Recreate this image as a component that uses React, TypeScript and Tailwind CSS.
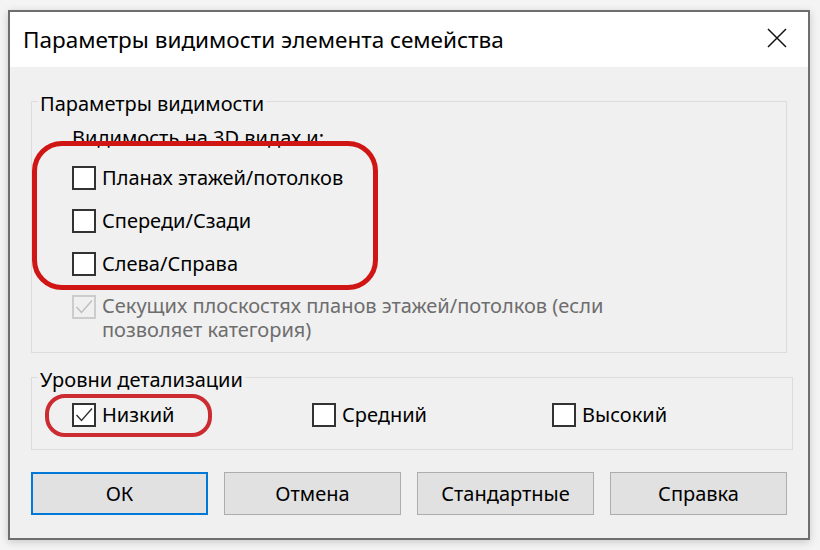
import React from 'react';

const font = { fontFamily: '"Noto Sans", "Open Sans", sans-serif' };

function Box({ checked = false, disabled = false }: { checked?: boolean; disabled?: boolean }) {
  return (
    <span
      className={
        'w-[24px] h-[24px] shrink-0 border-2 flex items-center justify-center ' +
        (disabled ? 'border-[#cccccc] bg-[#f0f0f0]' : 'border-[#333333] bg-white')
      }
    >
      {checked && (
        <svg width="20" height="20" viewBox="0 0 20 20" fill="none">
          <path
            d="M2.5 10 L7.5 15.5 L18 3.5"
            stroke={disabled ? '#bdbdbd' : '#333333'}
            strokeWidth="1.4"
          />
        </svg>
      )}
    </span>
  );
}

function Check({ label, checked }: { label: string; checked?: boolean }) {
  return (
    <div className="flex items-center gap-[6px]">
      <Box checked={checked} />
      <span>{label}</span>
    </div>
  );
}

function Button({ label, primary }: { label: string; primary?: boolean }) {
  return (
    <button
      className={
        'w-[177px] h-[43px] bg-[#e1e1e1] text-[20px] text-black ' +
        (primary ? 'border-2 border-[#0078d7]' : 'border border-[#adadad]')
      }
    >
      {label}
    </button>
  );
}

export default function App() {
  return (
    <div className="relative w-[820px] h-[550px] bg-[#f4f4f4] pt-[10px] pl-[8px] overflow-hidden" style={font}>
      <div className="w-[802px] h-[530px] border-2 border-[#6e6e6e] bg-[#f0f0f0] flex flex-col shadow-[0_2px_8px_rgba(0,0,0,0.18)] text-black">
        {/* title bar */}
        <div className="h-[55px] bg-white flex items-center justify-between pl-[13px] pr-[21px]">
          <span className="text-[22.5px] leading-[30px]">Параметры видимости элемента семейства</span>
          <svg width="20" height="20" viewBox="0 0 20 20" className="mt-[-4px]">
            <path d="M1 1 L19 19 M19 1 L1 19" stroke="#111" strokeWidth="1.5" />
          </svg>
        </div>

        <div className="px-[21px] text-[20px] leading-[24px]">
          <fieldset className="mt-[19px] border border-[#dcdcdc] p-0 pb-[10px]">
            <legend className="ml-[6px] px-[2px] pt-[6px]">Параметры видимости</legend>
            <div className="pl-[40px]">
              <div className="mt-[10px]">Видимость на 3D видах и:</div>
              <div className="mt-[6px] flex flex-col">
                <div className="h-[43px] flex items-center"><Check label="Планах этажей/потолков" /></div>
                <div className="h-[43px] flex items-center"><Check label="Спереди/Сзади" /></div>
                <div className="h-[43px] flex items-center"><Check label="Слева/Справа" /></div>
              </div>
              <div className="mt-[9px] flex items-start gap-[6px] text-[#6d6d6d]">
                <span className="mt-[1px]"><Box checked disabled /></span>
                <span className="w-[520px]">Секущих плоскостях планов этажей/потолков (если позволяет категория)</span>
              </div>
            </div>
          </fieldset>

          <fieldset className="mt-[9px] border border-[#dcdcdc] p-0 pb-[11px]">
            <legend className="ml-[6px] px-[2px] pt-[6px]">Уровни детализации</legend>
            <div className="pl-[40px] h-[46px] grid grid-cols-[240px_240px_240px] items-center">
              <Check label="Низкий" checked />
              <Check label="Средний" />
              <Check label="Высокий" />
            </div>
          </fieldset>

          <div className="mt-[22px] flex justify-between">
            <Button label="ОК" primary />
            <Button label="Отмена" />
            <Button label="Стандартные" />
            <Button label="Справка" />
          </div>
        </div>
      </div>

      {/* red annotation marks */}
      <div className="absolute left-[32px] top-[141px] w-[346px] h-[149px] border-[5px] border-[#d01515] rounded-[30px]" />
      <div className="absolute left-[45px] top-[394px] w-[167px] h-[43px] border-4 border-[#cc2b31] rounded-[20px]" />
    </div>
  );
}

────────────────────

Pictures are to be left out; repeat all the remaining data exactly.

Recreate this image as a component that uses React, TypeScript and Tailwind CSS.
import React from 'react';

const font = { fontFamily: '"Noto Sans", "Open Sans", sans-serif' };

function Box({ checked = false, disabled = false }: { checked?: boolean; disabled?: boolean }) {
  return (
    <span
      className={
        'w-[24px] h-[24px] shrink-0 border-2 flex items-center justify-center ' +
        (disabled ? 'border-[#cccccc] bg-[#f0f0f0]' : 'border-[#333333] bg-white')
      }
    >
      {checked && (
        <svg width="20" height="20" viewBox="0 0 20 20" fill="none">
          <path
            d="M2.5 10 L7.5 15.5 L18 3.5"
            stroke={disabled ? '#bdbdbd' : '#333333'}
            strokeWidth="1.4"
          />
        </svg>
      )}
    </span>
  );
}

function Check({ label, checked }: { label: string; checked?: boolean }) {
  return (
    <div className="flex items-center gap-[6px]">
      <Box checked={checked} />
      <span>{label}</span>
    </div>
  );
}

function Button({ label, primary }: { label: string; primary?: boolean }) {
  return (
    <button
      className={
        'w-[177px] h-[43px] bg-[#e1e1e1] text-[20px] text-black ' +
        (primary ? 'border-2 border-[#0078d7]' : 'border border-[#adadad]')
      }
    >
      {label}
    </button>
  );
}

export default function App() {
  return (
    <div className="relative w-[820px] h-[550px] bg-[#f4f4f4] pt-[10px] pl-[8px] overflow-hidden" style={font}>
      <div className="w-[802px] h-[530px] border-2 border-[#6e6e6e] bg-[#f0f0f0] flex flex-col shadow-[0_2px_8px_rgba(0,0,0,0.18)] text-black">
        {/* title bar */}
        <div className="h-[55px] bg-white flex items-center justify-between pl-[13px] pr-[21px]">
          <span className="text-[22.5px] leading-[30px]">Параметры видимости элемента семейства</span>
          <svg width="20" height="20" viewBox="0 0 20 20" className="mt-[-4px]">
            <path d="M1 1 L19 19 M19 1 L1 19" stroke="#111" strokeWidth="1.5" />
          </svg>
        </div>

        <div className="px-[21px] text-[20px] leading-[24px]">
          <fieldset className="mt-[19px] border border-[#dcdcdc] p-0 pb-[10px]">
            <legend className="ml-[6px] px-[2px] pt-[6px]">Параметры видимости</legend>
            <div className="pl-[40px]">
              <div className="mt-[10px]">Видимость на 3D видах и:</div>
              <div className="mt-[6px] flex flex-col">
                <div className="h-[43px] flex items-center"><Check label="Планах этажей/потолков" /></div>
                <div className="h-[43px] flex items-center"><Check label="Спереди/Сзади" /></div>
                <div className="h-[43px] flex items-center"><Check label="Слева/Справа" /></div>
              </div>
              <div className="mt-[9px] flex items-start gap-[6px] text-[#6d6d6d]">
                <span className="mt-[1px]"><Box checked disabled /></span>
                <span className="w-[520px]">Секущих плоскостях планов этажей/потолков (если позволяет категория)</span>
              </div>
            </div>
          </fieldset>

          <fieldset className="mt-[9px] border border-[#dcdcdc] p-0 pb-[11px]">
            <legend className="ml-[6px] px-[2px] pt-[6px]">Уровни детализации</legend>
            <div className="pl-[40px] h-[46px] grid grid-cols-[240px_240px_240px] items-center">
              <Check label="Низкий" checked />
              <Check label="Средний" />
              <Check label="Высокий" />
            </div>
          </fieldset>

          <div className="mt-[22px] flex justify-between">
            <Button label="ОК" primary />
            <Button label="Отмена" />
            <Button label="Стандартные" />
            <Button label="Справка" />
          </div>
        </div>
      </div>

      {/* red annotation marks */}
      <div className="absolute left-[32px] top-[141px] w-[346px] h-[149px] border-[5px] border-[#d01515] rounded-[30px]" />
      <div className="absolute left-[45px] top-[394px] w-[167px] h-[43px] border-4 border-[#cc2b31] rounded-[20px]" />
    </div>
  );
}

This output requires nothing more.